(begin)

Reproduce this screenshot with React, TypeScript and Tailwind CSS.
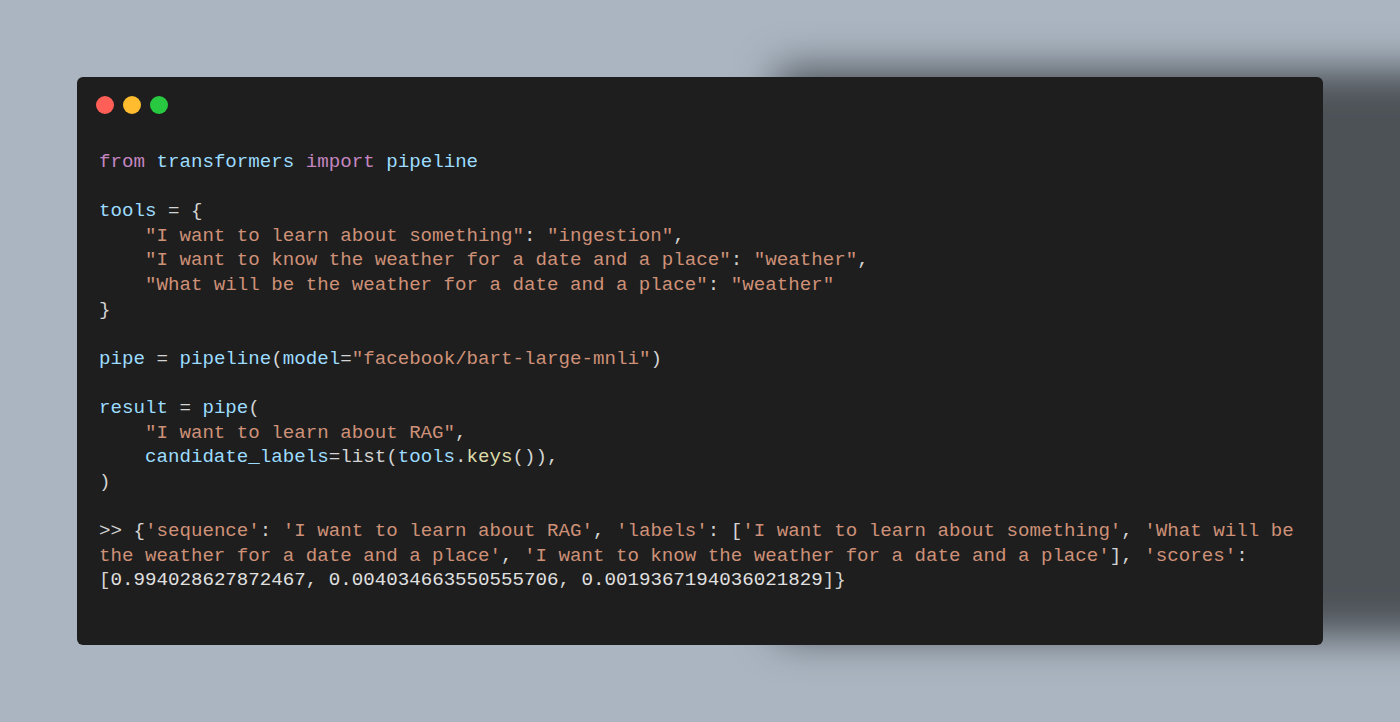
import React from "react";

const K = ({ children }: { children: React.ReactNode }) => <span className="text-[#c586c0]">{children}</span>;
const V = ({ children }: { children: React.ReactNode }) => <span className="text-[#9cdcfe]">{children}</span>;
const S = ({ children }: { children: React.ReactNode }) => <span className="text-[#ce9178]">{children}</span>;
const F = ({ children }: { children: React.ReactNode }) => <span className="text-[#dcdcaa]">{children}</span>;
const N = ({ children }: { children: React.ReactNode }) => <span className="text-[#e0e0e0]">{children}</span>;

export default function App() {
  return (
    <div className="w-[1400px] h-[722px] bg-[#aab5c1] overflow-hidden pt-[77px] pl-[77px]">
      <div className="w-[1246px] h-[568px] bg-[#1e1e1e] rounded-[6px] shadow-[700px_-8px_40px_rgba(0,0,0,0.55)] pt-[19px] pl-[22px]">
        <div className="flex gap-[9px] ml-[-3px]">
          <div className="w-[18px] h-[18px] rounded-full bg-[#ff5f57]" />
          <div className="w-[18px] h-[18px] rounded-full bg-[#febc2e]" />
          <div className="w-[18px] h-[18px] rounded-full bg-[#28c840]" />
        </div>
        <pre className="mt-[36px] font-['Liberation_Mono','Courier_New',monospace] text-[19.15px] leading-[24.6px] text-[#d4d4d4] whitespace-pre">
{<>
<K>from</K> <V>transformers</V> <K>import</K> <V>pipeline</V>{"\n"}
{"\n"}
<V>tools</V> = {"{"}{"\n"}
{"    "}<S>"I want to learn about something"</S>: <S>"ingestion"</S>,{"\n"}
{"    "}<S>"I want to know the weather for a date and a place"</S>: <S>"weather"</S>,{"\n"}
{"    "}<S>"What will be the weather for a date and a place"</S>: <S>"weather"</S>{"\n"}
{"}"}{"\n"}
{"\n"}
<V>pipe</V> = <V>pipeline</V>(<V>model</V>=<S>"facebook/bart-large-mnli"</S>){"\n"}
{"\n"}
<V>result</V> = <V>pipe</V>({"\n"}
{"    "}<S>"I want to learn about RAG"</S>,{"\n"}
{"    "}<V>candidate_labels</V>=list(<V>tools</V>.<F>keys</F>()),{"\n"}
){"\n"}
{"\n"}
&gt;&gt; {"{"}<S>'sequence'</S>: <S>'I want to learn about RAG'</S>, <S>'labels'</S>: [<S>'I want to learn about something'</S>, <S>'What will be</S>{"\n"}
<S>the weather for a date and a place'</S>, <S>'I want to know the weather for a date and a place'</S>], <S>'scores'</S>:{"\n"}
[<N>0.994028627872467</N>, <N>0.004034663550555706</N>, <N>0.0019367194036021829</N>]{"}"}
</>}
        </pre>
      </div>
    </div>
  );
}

(end)

Problem description - Which lines contain the word "React"? Copy each of them.

Solution below -
Reproduce this screenshot with React, TypeScript and Tailwind CSS.
import React from "react";
const K = ({ children }: { children: React.ReactNode }) => <span className="text-[#c586c0]">{children}</span>;
const V = ({ children }: { children: React.ReactNode }) => <span className="text-[#9cdcfe]">{children}</span>;
const S = ({ children }: { children: React.ReactNode }) => <span className="text-[#ce9178]">{children}</span>;
const F = ({ children }: { children: React.ReactNode }) => <span className="text-[#dcdcaa]">{children}</span>;
const N = ({ children }: { children: React.ReactNode }) => <span className="text-[#e0e0e0]">{children}</span>;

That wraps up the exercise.